- Given information -

++++++++++++++++++++

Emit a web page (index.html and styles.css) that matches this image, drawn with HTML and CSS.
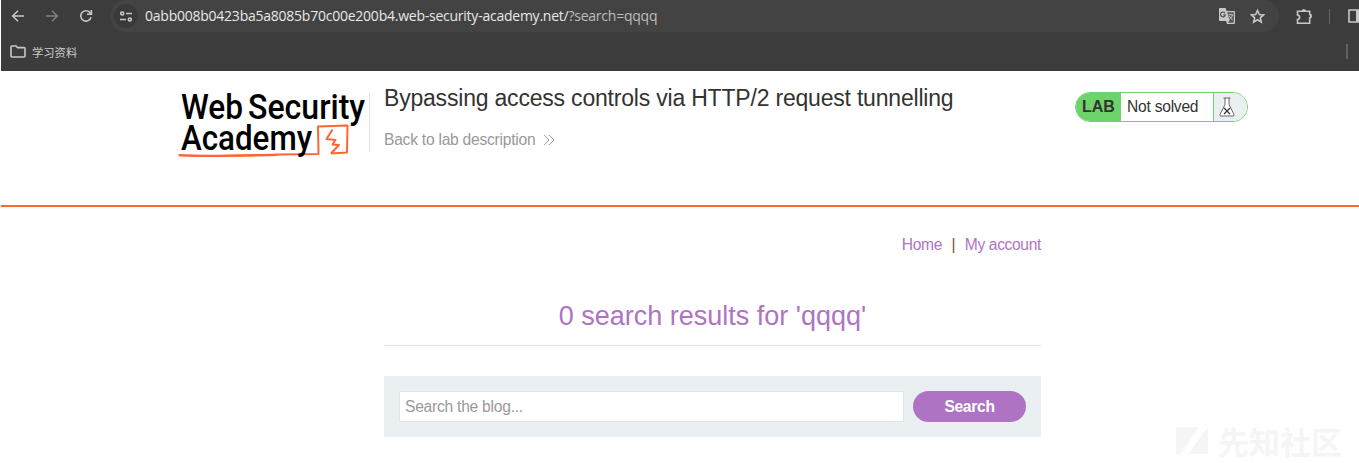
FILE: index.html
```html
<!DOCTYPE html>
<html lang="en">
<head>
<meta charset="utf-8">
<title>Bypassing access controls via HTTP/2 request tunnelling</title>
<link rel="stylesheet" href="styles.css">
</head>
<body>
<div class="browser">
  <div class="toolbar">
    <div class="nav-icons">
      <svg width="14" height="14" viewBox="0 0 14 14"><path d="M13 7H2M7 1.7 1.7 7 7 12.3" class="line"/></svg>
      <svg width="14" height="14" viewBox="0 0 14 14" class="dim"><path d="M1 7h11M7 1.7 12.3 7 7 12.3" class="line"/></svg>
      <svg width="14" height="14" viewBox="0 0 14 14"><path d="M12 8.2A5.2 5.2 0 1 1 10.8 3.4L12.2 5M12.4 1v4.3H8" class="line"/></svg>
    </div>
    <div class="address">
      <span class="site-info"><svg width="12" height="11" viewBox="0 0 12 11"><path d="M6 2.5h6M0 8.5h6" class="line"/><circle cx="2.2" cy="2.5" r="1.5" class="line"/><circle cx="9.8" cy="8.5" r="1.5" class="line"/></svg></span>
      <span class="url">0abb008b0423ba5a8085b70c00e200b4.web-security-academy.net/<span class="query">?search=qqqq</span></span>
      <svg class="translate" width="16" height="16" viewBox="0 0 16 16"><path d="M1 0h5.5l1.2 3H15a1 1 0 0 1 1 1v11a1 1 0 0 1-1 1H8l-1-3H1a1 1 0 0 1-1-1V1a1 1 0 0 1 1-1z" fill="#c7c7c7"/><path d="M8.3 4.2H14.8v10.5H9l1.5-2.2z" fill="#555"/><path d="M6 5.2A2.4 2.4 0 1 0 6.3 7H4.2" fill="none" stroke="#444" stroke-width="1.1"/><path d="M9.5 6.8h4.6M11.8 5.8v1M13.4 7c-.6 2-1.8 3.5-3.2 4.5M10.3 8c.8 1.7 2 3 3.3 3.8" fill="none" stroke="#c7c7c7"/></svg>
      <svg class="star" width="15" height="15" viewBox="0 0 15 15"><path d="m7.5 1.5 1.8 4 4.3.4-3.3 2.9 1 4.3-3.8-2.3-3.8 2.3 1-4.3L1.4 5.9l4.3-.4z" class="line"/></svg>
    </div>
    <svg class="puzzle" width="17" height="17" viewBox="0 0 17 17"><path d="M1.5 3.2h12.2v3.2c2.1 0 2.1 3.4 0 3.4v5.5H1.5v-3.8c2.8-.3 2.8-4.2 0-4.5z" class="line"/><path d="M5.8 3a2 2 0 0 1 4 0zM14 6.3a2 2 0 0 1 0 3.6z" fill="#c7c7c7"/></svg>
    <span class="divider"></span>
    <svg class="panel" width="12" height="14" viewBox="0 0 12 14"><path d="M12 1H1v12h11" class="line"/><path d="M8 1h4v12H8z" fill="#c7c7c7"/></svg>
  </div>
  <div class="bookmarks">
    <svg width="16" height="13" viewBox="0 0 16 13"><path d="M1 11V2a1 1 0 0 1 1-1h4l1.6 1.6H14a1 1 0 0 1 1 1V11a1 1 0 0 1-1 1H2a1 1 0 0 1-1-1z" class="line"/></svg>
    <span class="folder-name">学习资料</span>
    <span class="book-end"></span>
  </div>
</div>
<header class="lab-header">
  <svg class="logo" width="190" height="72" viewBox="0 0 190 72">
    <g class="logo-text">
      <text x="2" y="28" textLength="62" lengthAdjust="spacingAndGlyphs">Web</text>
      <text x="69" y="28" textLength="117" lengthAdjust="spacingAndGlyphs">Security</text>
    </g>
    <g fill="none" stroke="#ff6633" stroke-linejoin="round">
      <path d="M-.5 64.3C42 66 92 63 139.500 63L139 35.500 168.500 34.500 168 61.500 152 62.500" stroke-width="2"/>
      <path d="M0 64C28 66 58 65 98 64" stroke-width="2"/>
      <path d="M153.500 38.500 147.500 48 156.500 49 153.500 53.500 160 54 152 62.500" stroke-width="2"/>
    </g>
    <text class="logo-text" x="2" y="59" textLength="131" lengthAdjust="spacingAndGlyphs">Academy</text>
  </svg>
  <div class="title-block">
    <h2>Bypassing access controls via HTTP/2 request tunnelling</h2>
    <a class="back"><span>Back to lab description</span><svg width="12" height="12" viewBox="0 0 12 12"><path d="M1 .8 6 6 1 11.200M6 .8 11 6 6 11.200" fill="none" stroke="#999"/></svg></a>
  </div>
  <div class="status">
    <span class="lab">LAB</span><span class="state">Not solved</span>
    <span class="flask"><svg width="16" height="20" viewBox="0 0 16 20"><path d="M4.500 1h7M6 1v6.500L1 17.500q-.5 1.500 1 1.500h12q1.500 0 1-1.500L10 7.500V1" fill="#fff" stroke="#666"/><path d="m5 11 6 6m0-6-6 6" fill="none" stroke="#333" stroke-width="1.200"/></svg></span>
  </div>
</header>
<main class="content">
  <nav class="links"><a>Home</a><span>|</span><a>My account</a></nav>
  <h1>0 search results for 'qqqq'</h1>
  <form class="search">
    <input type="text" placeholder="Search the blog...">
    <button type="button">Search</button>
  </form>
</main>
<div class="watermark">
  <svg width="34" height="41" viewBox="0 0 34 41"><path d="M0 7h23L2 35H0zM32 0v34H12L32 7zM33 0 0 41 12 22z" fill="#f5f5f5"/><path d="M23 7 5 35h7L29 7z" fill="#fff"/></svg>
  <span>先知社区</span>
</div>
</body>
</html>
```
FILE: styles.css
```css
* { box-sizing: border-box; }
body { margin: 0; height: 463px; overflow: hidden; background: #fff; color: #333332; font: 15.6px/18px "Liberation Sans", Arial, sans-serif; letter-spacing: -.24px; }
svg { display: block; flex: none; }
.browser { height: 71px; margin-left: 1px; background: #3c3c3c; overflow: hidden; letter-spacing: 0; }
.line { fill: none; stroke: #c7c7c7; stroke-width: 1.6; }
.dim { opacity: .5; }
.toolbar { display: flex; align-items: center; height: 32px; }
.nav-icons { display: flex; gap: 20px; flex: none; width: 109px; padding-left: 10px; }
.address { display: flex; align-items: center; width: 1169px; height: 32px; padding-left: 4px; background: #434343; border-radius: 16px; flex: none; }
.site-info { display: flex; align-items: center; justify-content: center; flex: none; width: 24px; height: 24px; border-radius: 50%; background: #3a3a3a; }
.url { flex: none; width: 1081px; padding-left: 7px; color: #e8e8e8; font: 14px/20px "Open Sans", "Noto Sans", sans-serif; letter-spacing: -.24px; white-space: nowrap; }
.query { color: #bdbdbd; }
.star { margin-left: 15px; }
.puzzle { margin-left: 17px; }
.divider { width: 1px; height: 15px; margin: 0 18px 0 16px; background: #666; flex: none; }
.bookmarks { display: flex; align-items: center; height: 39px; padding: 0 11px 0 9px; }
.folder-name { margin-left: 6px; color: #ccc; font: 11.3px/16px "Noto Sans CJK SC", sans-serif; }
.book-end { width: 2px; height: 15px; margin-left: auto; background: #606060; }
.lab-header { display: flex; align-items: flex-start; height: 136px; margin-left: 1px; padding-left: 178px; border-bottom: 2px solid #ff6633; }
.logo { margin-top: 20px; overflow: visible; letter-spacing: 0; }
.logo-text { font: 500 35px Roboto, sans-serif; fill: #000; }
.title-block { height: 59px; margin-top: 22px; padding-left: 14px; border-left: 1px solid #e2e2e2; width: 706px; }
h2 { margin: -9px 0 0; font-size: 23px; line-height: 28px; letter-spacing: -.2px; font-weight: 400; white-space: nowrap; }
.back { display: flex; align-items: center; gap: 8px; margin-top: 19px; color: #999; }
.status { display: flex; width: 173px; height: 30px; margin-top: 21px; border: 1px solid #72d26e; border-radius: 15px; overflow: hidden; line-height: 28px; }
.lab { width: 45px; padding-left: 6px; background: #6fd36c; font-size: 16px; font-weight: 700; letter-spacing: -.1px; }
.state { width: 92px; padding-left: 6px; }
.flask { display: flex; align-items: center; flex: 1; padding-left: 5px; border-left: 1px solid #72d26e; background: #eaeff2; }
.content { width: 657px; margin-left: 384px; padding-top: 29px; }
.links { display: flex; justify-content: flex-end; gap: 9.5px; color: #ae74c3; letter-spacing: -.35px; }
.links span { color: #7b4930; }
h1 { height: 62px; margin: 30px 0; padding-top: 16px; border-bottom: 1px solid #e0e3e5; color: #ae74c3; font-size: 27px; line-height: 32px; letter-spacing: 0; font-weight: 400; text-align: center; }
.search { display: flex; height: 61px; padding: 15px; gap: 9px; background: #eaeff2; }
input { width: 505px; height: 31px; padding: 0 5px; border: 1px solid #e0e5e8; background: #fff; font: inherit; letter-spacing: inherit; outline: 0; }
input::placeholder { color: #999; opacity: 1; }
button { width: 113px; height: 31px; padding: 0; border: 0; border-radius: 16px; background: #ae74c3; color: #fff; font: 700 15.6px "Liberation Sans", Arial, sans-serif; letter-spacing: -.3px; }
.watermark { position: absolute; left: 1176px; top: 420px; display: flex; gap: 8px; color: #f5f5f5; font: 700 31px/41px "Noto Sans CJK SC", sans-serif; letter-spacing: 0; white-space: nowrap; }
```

++++++++++++++++++++

- Stated task -
Of all the lines in the data above, state how many include "styles". Say only the number.

- Output of the exercise -
3